Ich sage Ihnen ganz offen, dass ich für die Widerspruchslösung bin, weil ich der festen Überzeugung bin, dass das Recht auf Selbstbestimmung nicht in unzulässiger Weise angetastet wird. Den Kritikern geht es im Kern nur um das Recht, sich nicht mit Tod und Organspende beschäftigen zu müssen, also nur um einen ganz kleinen Teil der Selbstbestimmung. Ich will gar nichts dazu sagen, wie lebensfremd es ist, sich damit nicht beschäftigen zu wollen. Aber, meine Damen und Herren, wenn die Widerspruchslösung zum Tragen käme, wäre es in Zukunft genau umgekehrt:

(Zuruf des Abg. Michael Brand [Fulda] [CDU/CSU])
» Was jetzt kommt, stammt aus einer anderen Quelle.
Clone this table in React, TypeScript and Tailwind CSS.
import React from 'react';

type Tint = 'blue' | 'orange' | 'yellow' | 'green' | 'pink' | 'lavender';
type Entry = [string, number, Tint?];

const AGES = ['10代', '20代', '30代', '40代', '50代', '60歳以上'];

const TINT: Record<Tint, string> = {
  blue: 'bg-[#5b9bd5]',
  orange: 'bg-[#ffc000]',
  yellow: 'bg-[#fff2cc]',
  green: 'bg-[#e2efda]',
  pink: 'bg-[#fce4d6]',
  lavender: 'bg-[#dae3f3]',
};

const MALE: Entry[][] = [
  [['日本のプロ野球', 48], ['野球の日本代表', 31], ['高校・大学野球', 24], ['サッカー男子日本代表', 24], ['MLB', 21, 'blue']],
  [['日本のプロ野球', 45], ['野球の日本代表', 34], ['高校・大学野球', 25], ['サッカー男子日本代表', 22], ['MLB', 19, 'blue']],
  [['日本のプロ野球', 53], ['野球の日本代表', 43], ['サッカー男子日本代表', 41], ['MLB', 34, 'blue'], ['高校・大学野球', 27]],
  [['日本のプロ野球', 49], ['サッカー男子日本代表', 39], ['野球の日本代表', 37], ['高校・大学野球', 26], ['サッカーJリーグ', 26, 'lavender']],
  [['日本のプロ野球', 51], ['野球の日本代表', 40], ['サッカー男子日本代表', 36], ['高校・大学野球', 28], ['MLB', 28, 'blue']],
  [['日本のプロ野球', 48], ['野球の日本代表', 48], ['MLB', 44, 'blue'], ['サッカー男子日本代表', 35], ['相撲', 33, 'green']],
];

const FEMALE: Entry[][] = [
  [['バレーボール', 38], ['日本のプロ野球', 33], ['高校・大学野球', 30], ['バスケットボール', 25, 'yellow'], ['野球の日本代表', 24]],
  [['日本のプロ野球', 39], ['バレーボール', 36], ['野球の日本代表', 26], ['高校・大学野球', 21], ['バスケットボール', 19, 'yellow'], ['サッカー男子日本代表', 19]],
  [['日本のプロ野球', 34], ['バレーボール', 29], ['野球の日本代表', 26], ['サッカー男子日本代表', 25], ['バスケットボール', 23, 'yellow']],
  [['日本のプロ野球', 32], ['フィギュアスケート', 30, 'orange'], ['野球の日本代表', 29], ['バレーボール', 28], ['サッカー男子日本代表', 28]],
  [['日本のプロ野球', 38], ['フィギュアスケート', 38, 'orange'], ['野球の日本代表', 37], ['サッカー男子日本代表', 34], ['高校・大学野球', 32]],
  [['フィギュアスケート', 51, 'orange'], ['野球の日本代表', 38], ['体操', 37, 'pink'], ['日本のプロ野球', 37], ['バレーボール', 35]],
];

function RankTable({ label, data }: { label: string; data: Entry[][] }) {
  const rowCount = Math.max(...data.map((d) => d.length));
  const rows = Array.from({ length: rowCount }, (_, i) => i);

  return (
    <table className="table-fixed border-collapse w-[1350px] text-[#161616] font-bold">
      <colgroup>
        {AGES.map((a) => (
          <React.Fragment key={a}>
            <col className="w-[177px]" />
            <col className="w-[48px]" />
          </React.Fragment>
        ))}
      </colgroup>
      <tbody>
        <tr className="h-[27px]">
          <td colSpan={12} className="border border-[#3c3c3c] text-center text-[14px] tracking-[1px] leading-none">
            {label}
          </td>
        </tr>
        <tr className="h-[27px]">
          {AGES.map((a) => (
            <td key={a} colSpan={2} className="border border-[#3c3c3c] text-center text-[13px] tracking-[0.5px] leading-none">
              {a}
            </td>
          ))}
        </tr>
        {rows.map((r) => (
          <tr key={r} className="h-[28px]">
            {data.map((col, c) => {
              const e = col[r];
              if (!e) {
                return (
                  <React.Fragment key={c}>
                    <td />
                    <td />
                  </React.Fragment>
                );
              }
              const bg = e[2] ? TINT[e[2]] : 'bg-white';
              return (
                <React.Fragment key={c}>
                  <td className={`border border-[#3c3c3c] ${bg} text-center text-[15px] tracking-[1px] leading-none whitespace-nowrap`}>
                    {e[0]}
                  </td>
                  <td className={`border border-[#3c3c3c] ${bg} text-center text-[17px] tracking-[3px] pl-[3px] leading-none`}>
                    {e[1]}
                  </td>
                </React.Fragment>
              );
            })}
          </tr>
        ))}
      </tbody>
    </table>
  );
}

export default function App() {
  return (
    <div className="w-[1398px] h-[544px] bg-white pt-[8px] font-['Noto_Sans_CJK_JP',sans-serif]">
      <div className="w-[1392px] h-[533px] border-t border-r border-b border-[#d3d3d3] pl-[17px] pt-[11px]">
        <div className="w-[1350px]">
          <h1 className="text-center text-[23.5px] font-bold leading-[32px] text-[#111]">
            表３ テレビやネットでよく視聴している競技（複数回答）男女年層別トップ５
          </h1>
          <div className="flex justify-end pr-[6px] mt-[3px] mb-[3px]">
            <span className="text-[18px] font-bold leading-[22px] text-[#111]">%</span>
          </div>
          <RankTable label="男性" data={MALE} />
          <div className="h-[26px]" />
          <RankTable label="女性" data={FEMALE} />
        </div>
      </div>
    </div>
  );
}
Die, die der Spende aufgeschlossen gegenüberstehen, müssen sich nicht mit der Thematik beschäftigen und müssen sich nicht entscheiden.

Nun will ich an dieser Stelle, auch mit Blick auf die Zeit, nicht die vielen juristischen Argumente zur Verfassungsmäßigkeit bemühen, aber ich bitte, zwei Fälle in Augenschein zu nehmen, die der Thematik ziemlich nahekommen: Das sind das Testament und die Patientenverfügung. Schreibe ich kein Testament, bin ich einverstanden mit der Erbfolge, die der Gesetzgeber vorgibt. Mache ich keine Patientenverfügung, bin ich einverstanden damit, dass lebenserhaltende Maßnahmen getroffen werden, ich am Schluss an Maschinen hänge.
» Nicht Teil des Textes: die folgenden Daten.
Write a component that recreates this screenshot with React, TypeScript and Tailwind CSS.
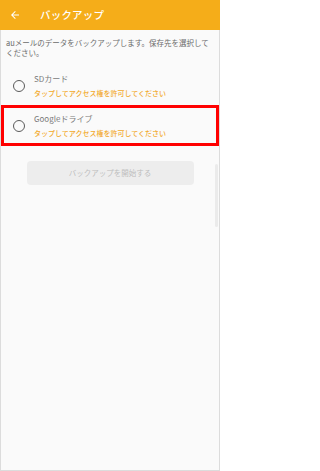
import { ReactNode } from "react";

const jp = { fontFamily: '"Noto Sans CJK JP", "Noto Sans", sans-serif' };

function Radio() {
  return (
    <span className="ml-[9px] h-[12px] w-[12px] shrink-0 rounded-full border-[1.5px] border-[#5a5a5a]" />
  );
}

function Option({ title, highlight }: { title: string; highlight?: boolean }) {
  return (
    <div
      className={
        highlight
          ? "flex h-[41px] items-center border-[3px] border-[#ff0000]"
          : "flex h-[40px] items-center border-[3px] border-transparent pt-[1px]"
      }
    >
      <Radio />
      <div className="ml-[9px] flex flex-col">
        <span className="text-[8px] leading-[14px] text-[#7a7a7a]">{title}</span>
        <span className="text-[7px] font-medium leading-[14px] text-[#f2a92a]">
          タップしてアクセス権を許可してください
        </span>
      </div>
    </div>
  );
}

function Frame({ children }: { children: ReactNode }) {
  return (
    <div className="relative flex h-[441px] flex-col border-x border-b border-[#dcdcdc] bg-[#fafafa]">
      {children}
    </div>
  );
}

export default function App() {
  return (
    <div className="h-[471px] w-[220px] overflow-hidden bg-[#fafafa]" style={jp}>
      <header className="flex h-[30px] items-center bg-[#f5ad19]">
        <svg viewBox="0 0 24 24" className="ml-[9px] h-[12px] w-[12px]" fill="#ffffff">
          <path d="M20 11H7.83l5.59-5.59L12 4l-8 8 8 8 1.41-1.41L7.83 13H20v-2z" />
        </svg>
        <h1 className="ml-[19px] text-[10.5px] font-medium tracking-[0.2px] text-white">
          バックアップ
        </h1>
      </header>

      <Frame>
        <p className="px-[5px] pt-[8px] text-[7.5px] leading-[9.5px] text-[#6b6b6b]">
          auメールのデータをバックアップします。保存先を選択してください。
        </p>

        <div className="mt-[8px]">
          <Option title="SDカード" />
          <Option title="Googleドライブ" highlight />
        </div>

        <button
          disabled
          className="mx-auto mt-[15px] flex h-[24px] w-[167px] items-center justify-center rounded-[4px] bg-[#ededed] text-[7.5px] text-[#bdbdbd]"
        >
          バックアップを開始する
        </button>

        <span className="absolute right-[1px] top-[134px] h-[63px] w-[3px] rounded-full bg-[#ebebeb]" />
      </Frame>
    </div>
  );
}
(Stephan Thomae [FDP]: Das ist falsch! – Weitere Zurufe von der FDP)

Übrigens ist das in der Konsequenz für den Betroffenen noch viel weitergehender als die Organspende bei Hirntod.
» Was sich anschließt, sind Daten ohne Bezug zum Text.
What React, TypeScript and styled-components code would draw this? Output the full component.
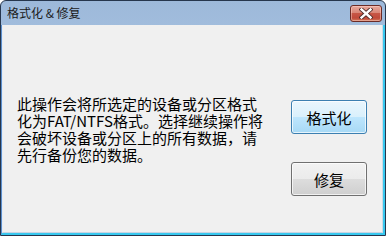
import styled, { createGlobalStyle } from 'styled-components';

const GlobalStyle = createGlobalStyle`
  html, body {
    margin: 0;
    padding: 0;
    background: #ffffff;
  }
  * {
    box-sizing: border-box;
  }
`;

const Window = styled.div`
  width: 386px;
  height: 236px;
  display: flex;
  flex-direction: column;
  border: 1px solid #26364d;
  border-radius: 6px 6px 0 0;
  background: linear-gradient(180deg, #9db9da 0%, #b3cbe7 60%, #bdd4ec 100%);
  font-family: "Noto Sans CJK SC", "Liberation Sans", sans-serif;
  overflow: hidden;
`;

const TitleBar = styled.div`
  height: 24px;
  flex: 0 0 24px;
  display: flex;
  align-items: flex-start;
  justify-content: space-between;
  padding: 0 3px 0 6px;
`;

const Title = styled.span`
  font-size: 12px;
  line-height: 24px;
  color: #1b1b1b;
`;

const CloseButton = styled.button`
  margin-top: 4px;
  width: 32px;
  height: 17px;
  padding: 0;
  display: flex;
  align-items: center;
  justify-content: center;
  border: 1px solid #6b2b26;
  border-radius: 3px;
  background: linear-gradient(180deg, #e8a89d 0%, #d98677 45%, #c75646 50%, #c0493a 80%, #d27a5c 100%);
  box-shadow: inset 0 0 0 1px rgba(255, 220, 210, 0.45);
`;

const Frame = styled.div`
  flex: 1;
  display: flex;
  border-left: 1px solid #5c8fce;
  border-right: 2px solid #38c8ef;
  border-bottom: 2px solid #38c8ef;
`;

const Body = styled.div`
  flex: 1;
  display: flex;
  justify-content: space-between;
  padding: 0 15px 0 14px;
  background: #f0f0f0;
  border-left: 1px solid #e4ecf5;
  border-right: 1px solid #cfd9e4;
  border-bottom: 1px solid #c7d4e3;
`;

const Message = styled.div`
  align-self: center;
  margin-top: 1px;
  font-size: 15px;
  line-height: 17px;
  color: #000000;
`;

const Line = styled.span`
  display: block;
  white-space: nowrap;
`;

const Actions = styled.div`
  display: flex;
  flex-direction: column;
  gap: 28px;
  padding-top: 75px;
`;

const ActionButton = styled.button<{ $primary?: boolean }>`
  width: 76px;
  height: 34px;
  padding: 0;
  font-family: "Noto Sans CJK SC", "Liberation Sans", sans-serif;
  font-size: 15px;
  color: #000000;
  border-radius: 3px;
  border: 1px solid ${(p) => (p.$primary ? '#3c7fb1' : '#707070')};
  background: ${(p) =>
    p.$primary
      ? 'linear-gradient(180deg, #eaf6fd 0%, #d9f0fc 50%, #bee6fd 50%, #a7d9f5 100%)'
      : 'linear-gradient(180deg, #f2f2f2 0%, #ebebeb 50%, #dddddd 50%, #cfcfcf 100%)'};
  box-shadow: inset 0 0 0 1px rgba(255, 255, 255, 0.7);
`;

const lines = [
  '此操作会将所选定的设备或分区格式',
  '化为FAT/NTFS格式。选择继续操作将',
  '会破坏设备或分区上的所有数据，请',
  '先行备份您的数据。',
];

const CloseIcon = () => (
  <svg width="14" height="11" viewBox="0 0 14 11">
    <path d="M2.5 1.5 L11.5 9.5 M11.5 1.5 L2.5 9.5" stroke="#4a2a28" strokeWidth="4.2" strokeLinecap="square" />
    <path d="M2.5 1.5 L11.5 9.5 M11.5 1.5 L2.5 9.5" stroke="#ffffff" strokeWidth="2.4" strokeLinecap="square" />
  </svg>
);

export default function App() {
  return (
    <>
      <GlobalStyle />
      <Window>
        <TitleBar>
          <Title>格式化 &amp; 修复</Title>
          <CloseButton aria-label="关闭">
            <CloseIcon />
          </CloseButton>
        </TitleBar>
        <Frame>
          <Body>
            <Message>
              {lines.map((line, i) => (
                <Line key={i}>{line}</Line>
              ))}
            </Message>
            <Actions>
              <ActionButton $primary>格式化</ActionButton>
              <ActionButton>修复</ActionButton>
            </Actions>
          </Body>
        </Frame>
      </Window>
    </>
  );
}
(Michael Brand [Fulda] [CDU/CSU]: Der mutmaßliche Wille ist entscheidend!)

Angesichts der Widerspruchslösung sprechen Kirchen von einem Paradigmenwechsel. Ich sage Ihnen: Genau diesen Paradigmenwechsel will ich. Es ist bei uns der Normalfall, dass man, wenn man krank wird und ein Organ braucht, dann darauf hofft, eines zu bekommen; leider Gottes vielfach umsonst. Dann kann und muss es doch, meine Damen und Herren, der Normalfall sein, dass man grundsätzlich zur Spende bereit ist.

(Beifall bei Abgeordneten der CDU/CSU und der SPD)

Deshalb ist es naheliegend, dass die Widerspruchslösung den Widerspruch als den Normalfall definiert. Das ist mir ein Anliegen.

Ich zitiere die Kirchen: Sie sprechen, wie ich meine, zu Recht, von der Organspende als Akt der Nächstenliebe. Meine Damen und Herren, für einen Christenmenschen ist die Nächstenliebe nicht der Ausnahmefall, sondern der Normalfall. Deshalb bin ich der festen Überzeugung: Wir sind auf einem guten Weg, wenn wir hier sehr umfassend darüber nachdenken, wie man das Verfahren reformieren kann. Natürlich muss man dazu Vertrauen schaffen. Ich bin froh, dass hier bisher noch niemand aufgetreten ist, der generell über das Hirntodkonzept diskutiert. Auch ich sehe, dass es Skandale, Allokationsskandale gegeben hat. Man muss ganz klar sagen: Es hat sie auch deshalb gegeben, weil wir zu wenig Spenderorgane haben. Deshalb macht es Sinn, dass wir diese Diskussion hier vertiefen, sodass wir am Schluss, glaube ich, zu einem Ergebnis kommen, das die Situation so oder so verbessern wird.